Die Weltanschauung Lessings, dass alle Religionen gleich wahr und falsch sind, wird in obigen Beispielen in den Text ‘Nathan der Weise’ eingebaut. Vor allem das Bild einer überlegenen, wahren Religion kritisiert Lessing scharf. Da der Missionierungsgedanke aber auf diesem Bild basiert, widerspricht dieser Text meines Erachtens dem Missionierungsgedanken.

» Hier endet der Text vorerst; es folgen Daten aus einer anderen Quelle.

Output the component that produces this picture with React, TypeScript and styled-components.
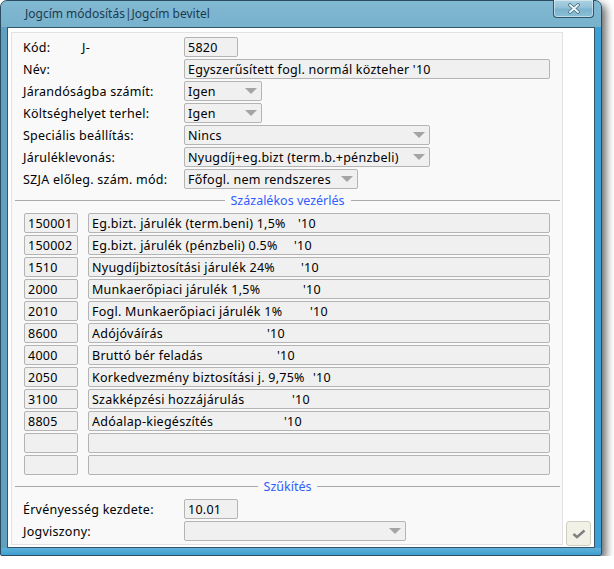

Dank des oben beschriebenen Vortrags eines Klassenkameraden hatte ich für einmal keine Mühe damit, ein geeignetes Thema für den Blog zu finden. Insgesamt lief der Schreibprozesses dieses Blog gut ab. Erschwert wurde der Schreibprozess allerdings dadurch, dass ich den Blog erst Wochen, nachdem ich das Buch gelesen hatte, schrieb. Zudem waren meine Notizen nicht so hilfreich wie sonst und ich musste einiges nochmals nachlesen (z.B. Geschichte um den Fragmentenstreit). Der Grund dafür ist mir momentan unklar, da ich eigentlich nicht das Gefühl hatte, die Unterrichtsdokumentation gegenüber anderen Textbesprechungen anders oder in anderem Umfang durchgeführt zu haben. Als Hilfsmittel verwendet habe ich meine Notizen aus dem Unterricht und zusätzliche Texte von/über Lessing, die wir im Unterricht erhalten haben.